BALTIMORE -- Dozens of subpoenas were issued Tuesday to businesses affiliated with President Donald Trump and others in a lawsuit by Maryland and the District of Columbia that alleges the president violated a constitutional prohibition on profiting from his post by doing business with foreign governments.
Among those receiving subpoenas were 13 Trump organizations, including The Trump Organization Inc., Trump International Hotels Management LLC, Trump Old Post Office LLC and The Donald J. Trump Revocable Trust.
Four federal agencies were also subpoenaed.
The subpoenas were issued after a federal judge ruled Monday, over the objections of U.S. Justice Department lawyers, that the case's discovery phase could proceed. D.C. Attorney General Karl Racine and Maryland Attorney General Brian Frosh called the decision "a huge step forward in our emoluments case."

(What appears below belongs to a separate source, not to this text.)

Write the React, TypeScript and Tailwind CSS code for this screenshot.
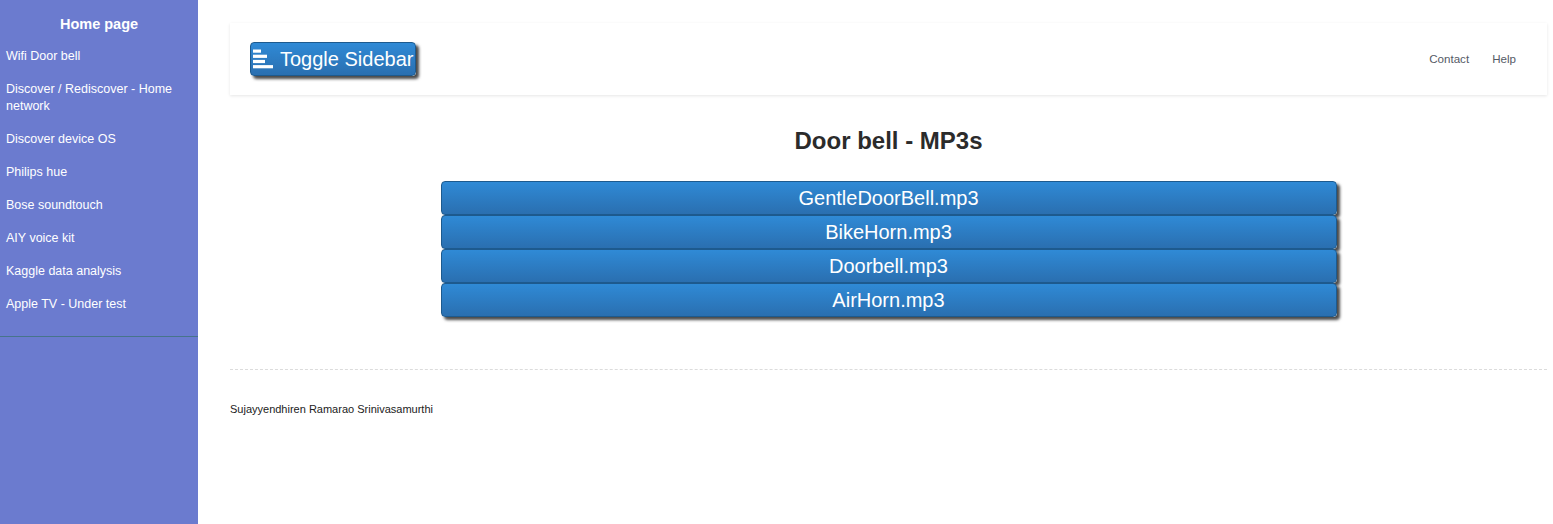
import React from "react";

const items: string[][] = [
  ["Wifi Door bell"],
  ["Discover / Rediscover - Home", "network"],
  ["Discover device OS"],
  ["Philips hue"],
  ["Bose soundtouch"],
  ["AIY voice kit"],
  ["Kaggle data analysis"],
  ["Apple TV - Under test"],
];

const mp3s = ["GentleDoorBell.mp3", "BikeHorn.mp3", "Doorbell.mp3", "AirHorn.mp3"];

export default function App() {
  return (
    <div className="flex min-h-screen w-full bg-white" style={{ fontFamily: '"Liberation Sans", Arial, sans-serif' }}>
      <aside className="w-[198px] shrink-0 bg-[#6b7bcf] text-white">
        <div className="pt-[14px] text-center text-[14.5px] font-bold leading-[20px]">Home page</div>
        <ul className="border-b border-[#47748b] pt-[6px] pb-[15px]">
          {items.map((it, i) => (
            <li key={i} className="px-[6px] py-[8px] text-[12.5px] leading-[17px]">
              {it.map((l, j) => (
                <div key={j}>{l}</div>
              ))}
            </li>
          ))}
        </ul>
      </aside>
      <main className="flex-1 pl-8 pr-[6px] pt-[23px]">
        <nav className="flex h-[72px] items-center justify-between bg-white px-5 shadow-[0_1px_3px_rgba(0,0,0,0.1)]">
          <button className="flex h-[34px] items-center gap-[6px] rounded-[4px] border border-[#1d5a8e] bg-gradient-to-b from-[#2f8ad6] to-[#2a6fb0] px-[2px] text-[20px] leading-none text-white shadow-[3px_3px_3px_#4a4a4a]">
            <svg width="21" height="20" viewBox="0 0 21 20">
              <rect x="0" y="0.5" width="8" height="3.2" fill="white" />
              <rect x="0" y="5.7" width="14" height="3.2" fill="white" />
              <rect x="0" y="10.9" width="12" height="3.2" fill="white" />
              <rect x="0" y="16.1" width="20" height="3.2" fill="white" />
            </svg>
            <span>Toggle Sidebar</span>
          </button>
          <div className="flex gap-[23px] pr-[11px] text-[11.6px] text-[#555a66]">
            <span>Contact</span>
            <span>Help</span>
          </div>
        </nav>
        <h2 className="mt-[31px] text-center text-[24px] font-bold leading-[30px] text-[#2b2b2b]">Door bell - MP3s</h2>
        <div className="mx-auto mt-[25px] flex w-[896px] flex-col">
          {mp3s.map((m) => (
            <button
              key={m}
              className="h-[34px] w-full rounded-[4px] border border-[#1d5a8e] bg-gradient-to-b from-[#2f8ad6] to-[#2a6fb0] text-[20px] leading-none text-white shadow-[3px_3px_3px_#4a4a4a]"
            >
              {m}
            </button>
          ))}
        </div>
        <div className="mt-[52px] border-t border-dashed border-[#dcdcdc]" />
        <div className="mt-[31px] text-[11px] text-[#222]">Sujayyendhiren Ramarao Srinivasamurthi</div>
      </main>
    </div>
  );
}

The case centers on foreign dignitaries paying to stay at the luxury Trump International Hotel in Washington. Frosh and Racine say Trump's ownership of a business that accepts money from foreign governments violates the U.S. Constitution's emoluments clause.
The subpoenas are designed to solicit information to show that commercial interests in Maryland and the District -- such as competing hotels -- could be harmed by any advantage the Trump hotel enjoys through its association with the president.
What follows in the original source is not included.